Exercise
Pick out each line of the records that includes the string "this", and copy it.

--- START OF Recorded data ---

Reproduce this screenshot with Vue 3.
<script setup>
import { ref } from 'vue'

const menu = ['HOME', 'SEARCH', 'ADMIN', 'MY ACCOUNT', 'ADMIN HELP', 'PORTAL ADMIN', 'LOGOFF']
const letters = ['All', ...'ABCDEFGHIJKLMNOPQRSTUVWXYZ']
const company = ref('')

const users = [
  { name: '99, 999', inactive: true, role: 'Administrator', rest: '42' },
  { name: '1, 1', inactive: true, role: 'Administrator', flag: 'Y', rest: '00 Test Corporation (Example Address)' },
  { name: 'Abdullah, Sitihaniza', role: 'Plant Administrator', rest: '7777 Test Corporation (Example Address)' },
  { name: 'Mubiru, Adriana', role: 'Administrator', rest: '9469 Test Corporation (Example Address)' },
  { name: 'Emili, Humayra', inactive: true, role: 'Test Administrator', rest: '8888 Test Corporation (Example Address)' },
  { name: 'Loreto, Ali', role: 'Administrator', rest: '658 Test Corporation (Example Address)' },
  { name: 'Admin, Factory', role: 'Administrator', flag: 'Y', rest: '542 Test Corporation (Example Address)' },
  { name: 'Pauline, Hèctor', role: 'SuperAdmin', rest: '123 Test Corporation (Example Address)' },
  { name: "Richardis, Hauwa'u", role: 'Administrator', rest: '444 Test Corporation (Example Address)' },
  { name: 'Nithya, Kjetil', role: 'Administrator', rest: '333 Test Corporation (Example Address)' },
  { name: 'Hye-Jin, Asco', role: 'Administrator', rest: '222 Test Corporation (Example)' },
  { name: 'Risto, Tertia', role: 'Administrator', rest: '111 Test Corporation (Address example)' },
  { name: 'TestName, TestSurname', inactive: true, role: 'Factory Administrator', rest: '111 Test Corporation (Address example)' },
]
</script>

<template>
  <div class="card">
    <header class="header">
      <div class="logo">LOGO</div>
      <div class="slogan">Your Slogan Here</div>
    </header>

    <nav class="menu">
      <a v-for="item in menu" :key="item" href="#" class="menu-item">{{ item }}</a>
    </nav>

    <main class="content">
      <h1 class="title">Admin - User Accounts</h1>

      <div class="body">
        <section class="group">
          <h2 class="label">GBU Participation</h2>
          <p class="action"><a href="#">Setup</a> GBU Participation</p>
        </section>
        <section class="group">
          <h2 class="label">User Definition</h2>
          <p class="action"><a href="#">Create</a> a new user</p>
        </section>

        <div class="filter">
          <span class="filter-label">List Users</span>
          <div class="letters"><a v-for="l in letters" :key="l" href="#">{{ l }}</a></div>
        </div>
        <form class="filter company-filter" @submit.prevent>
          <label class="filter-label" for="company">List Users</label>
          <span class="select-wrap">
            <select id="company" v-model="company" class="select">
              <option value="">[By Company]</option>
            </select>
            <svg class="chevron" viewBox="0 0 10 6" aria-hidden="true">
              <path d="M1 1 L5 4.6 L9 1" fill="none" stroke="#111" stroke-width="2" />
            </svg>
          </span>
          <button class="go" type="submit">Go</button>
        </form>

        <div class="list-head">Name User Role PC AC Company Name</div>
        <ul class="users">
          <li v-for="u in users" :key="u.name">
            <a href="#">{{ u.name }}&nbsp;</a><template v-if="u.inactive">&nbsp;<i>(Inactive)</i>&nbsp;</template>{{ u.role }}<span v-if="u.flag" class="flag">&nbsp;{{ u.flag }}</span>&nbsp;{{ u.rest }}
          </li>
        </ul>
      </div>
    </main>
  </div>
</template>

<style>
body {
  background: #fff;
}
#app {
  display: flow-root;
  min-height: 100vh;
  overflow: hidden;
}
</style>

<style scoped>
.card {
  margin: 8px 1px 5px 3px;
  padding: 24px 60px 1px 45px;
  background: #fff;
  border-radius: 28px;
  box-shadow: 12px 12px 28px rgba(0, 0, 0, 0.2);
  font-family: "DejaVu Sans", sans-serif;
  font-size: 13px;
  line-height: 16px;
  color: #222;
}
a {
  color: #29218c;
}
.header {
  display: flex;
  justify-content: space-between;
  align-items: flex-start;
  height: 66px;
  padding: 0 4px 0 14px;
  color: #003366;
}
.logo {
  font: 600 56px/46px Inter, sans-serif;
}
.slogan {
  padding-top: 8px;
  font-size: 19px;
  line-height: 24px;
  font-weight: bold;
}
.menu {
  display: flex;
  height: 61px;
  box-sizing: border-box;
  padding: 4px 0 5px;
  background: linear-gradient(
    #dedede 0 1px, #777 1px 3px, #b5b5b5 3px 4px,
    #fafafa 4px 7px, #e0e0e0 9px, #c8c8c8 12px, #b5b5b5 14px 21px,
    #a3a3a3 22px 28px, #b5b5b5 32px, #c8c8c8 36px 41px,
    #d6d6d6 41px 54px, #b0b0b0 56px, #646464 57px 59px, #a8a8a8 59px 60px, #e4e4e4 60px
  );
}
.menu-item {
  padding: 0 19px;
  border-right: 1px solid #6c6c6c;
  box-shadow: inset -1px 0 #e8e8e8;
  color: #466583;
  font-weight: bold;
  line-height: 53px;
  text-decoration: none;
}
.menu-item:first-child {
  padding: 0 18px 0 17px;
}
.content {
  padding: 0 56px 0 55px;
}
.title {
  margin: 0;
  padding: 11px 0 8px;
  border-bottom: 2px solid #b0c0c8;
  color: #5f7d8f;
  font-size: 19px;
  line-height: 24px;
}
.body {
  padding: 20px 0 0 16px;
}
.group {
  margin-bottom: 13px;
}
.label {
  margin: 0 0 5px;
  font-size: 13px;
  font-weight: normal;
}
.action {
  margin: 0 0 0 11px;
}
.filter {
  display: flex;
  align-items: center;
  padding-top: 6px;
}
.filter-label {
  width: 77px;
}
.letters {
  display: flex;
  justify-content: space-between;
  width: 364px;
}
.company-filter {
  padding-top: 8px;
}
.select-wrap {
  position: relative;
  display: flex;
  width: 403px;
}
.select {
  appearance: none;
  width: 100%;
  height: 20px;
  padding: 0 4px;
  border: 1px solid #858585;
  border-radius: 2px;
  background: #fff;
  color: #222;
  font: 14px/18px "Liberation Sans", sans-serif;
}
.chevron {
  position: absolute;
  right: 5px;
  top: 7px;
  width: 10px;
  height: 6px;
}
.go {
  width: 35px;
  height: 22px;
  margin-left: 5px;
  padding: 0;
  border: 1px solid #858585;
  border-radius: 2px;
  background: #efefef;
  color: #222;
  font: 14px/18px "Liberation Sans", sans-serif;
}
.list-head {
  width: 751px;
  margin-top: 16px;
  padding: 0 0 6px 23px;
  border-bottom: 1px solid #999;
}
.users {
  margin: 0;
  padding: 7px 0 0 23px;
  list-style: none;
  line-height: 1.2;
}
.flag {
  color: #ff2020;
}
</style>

--- END OF Recorded data ---
--- START OF Recorded data ---

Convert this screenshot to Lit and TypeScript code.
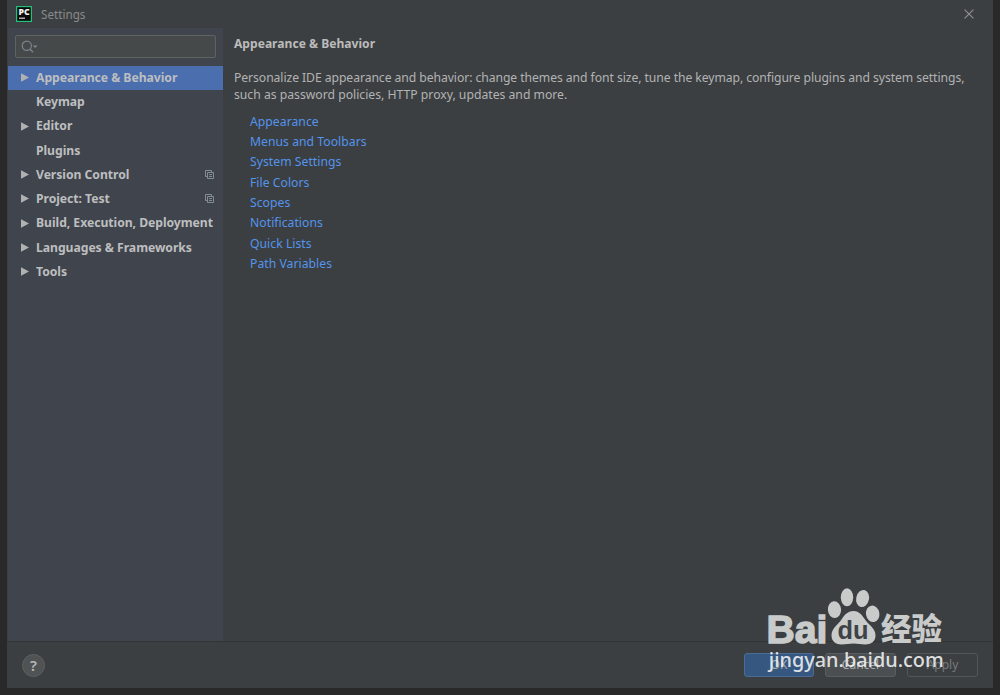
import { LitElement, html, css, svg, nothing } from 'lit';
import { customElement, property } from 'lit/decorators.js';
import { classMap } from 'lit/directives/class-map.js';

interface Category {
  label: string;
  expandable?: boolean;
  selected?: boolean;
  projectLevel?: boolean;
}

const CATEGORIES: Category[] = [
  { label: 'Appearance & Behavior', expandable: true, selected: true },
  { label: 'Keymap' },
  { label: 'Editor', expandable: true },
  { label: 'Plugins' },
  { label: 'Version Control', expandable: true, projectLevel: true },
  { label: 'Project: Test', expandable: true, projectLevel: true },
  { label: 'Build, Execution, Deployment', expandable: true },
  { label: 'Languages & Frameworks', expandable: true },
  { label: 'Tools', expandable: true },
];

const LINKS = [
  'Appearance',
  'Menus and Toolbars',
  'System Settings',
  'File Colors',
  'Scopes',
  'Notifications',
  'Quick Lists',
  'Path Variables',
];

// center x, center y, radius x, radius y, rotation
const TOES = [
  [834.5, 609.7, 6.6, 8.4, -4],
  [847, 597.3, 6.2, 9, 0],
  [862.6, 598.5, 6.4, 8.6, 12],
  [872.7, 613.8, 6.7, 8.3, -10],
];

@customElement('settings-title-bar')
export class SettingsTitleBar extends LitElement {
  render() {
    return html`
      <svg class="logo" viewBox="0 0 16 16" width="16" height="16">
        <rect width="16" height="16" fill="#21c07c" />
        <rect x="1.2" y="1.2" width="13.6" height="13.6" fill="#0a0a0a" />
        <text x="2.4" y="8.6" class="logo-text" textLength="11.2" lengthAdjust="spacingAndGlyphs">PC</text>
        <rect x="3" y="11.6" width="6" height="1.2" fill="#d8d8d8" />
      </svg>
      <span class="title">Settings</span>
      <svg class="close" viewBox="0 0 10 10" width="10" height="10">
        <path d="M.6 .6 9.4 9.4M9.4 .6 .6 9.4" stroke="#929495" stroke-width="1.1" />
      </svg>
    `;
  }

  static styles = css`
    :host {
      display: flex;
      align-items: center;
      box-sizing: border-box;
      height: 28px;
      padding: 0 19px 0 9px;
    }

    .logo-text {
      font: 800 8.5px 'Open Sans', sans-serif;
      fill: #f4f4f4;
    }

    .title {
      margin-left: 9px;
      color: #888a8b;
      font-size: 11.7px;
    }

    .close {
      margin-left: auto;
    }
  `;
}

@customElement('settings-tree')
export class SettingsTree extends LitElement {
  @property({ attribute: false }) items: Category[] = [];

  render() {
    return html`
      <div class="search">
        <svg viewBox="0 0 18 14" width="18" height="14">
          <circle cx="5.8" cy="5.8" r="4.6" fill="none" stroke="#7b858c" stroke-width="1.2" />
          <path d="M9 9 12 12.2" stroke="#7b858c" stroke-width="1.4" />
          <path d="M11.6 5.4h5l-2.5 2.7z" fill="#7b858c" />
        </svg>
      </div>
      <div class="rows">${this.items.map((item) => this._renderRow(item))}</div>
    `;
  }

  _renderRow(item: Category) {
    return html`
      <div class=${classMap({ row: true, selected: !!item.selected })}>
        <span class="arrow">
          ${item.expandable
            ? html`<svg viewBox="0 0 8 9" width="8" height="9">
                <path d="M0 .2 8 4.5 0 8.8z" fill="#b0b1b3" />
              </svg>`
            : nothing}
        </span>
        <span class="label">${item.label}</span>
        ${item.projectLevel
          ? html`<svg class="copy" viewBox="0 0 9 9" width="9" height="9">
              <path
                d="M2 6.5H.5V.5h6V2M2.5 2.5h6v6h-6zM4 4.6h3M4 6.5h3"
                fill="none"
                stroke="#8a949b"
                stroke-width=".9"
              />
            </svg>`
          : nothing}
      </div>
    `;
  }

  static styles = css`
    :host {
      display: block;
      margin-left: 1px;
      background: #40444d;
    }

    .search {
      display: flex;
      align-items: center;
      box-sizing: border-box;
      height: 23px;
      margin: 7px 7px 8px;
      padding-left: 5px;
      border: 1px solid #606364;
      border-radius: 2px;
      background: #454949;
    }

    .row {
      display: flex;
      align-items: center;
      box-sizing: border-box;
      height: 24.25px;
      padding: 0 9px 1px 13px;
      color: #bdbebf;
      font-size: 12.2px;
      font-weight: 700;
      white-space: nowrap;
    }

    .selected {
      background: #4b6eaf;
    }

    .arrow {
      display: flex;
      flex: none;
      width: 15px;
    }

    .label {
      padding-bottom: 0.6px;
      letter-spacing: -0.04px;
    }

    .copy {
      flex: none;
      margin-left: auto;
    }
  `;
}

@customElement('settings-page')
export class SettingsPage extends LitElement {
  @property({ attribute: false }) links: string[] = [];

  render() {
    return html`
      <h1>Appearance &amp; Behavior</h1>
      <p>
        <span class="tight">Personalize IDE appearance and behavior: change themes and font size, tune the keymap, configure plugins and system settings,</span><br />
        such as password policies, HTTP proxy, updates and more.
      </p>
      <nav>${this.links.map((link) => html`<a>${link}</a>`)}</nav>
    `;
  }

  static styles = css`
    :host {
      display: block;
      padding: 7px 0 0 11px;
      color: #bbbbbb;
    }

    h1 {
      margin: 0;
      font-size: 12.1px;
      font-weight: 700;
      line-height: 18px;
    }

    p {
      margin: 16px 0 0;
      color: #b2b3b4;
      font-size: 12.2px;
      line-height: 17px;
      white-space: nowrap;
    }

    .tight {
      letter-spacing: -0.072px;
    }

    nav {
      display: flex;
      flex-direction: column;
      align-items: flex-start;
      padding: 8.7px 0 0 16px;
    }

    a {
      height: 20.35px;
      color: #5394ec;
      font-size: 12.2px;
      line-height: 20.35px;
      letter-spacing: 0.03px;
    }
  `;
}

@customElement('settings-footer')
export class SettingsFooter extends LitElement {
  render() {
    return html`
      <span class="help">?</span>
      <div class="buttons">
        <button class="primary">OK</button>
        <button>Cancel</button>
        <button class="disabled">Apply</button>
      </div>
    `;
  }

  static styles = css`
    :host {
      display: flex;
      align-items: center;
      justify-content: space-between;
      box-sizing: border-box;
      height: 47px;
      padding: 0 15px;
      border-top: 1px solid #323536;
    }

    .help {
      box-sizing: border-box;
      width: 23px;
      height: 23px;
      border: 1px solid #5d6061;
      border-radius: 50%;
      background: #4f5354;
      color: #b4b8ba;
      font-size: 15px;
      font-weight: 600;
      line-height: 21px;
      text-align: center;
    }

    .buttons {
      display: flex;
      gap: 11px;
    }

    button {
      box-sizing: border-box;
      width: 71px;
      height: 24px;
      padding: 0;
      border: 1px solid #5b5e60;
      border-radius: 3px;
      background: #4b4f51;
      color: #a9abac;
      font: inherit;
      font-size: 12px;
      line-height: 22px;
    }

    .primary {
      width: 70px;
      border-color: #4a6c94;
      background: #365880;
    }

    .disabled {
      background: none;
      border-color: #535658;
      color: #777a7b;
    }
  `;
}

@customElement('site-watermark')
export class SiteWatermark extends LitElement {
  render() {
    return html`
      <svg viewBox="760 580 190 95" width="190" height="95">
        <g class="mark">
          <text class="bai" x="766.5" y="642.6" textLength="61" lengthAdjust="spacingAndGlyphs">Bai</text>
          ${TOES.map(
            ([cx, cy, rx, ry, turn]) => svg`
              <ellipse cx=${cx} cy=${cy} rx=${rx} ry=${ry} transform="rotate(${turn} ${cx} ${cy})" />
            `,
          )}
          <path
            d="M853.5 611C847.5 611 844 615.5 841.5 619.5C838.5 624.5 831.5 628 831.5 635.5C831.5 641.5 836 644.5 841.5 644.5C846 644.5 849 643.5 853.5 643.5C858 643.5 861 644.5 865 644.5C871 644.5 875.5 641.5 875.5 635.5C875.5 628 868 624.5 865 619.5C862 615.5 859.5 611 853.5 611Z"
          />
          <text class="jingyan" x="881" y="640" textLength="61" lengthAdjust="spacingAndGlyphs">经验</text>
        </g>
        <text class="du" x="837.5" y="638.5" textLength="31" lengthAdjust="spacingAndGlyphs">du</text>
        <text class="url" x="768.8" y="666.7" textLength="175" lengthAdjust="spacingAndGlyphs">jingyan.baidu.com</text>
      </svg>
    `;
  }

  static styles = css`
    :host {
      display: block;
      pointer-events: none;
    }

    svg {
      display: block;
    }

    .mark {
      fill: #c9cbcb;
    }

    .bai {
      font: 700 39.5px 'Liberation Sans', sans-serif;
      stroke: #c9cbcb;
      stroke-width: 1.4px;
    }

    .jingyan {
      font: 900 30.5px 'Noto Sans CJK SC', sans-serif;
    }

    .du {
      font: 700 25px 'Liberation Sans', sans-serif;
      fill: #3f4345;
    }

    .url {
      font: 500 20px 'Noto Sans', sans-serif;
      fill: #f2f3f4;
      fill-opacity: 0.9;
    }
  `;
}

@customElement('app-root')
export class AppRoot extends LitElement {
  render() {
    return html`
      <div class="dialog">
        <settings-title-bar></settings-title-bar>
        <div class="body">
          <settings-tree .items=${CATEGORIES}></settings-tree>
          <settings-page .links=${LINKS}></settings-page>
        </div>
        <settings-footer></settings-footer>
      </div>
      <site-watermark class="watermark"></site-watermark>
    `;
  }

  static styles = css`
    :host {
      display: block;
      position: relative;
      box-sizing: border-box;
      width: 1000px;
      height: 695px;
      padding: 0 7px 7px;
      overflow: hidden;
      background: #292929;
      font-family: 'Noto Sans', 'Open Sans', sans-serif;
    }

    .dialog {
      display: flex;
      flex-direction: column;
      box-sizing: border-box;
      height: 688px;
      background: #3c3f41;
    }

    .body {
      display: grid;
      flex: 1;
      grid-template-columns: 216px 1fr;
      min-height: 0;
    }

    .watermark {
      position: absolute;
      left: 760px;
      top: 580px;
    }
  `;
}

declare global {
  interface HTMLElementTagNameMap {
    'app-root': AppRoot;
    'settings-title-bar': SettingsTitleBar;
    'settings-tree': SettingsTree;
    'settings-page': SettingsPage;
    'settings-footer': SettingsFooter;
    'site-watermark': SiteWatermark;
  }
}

--- END OF Recorded data ---

Result
Reproduce this screenshot with Vue 3.
Convert this screenshot to Lit and TypeScript code.
      <div class="rows">${this.items.map((item) => this._renderRow(item))}</div>
      <nav>${this.links.map((link) => html`<a>${link}</a>`)}</nav>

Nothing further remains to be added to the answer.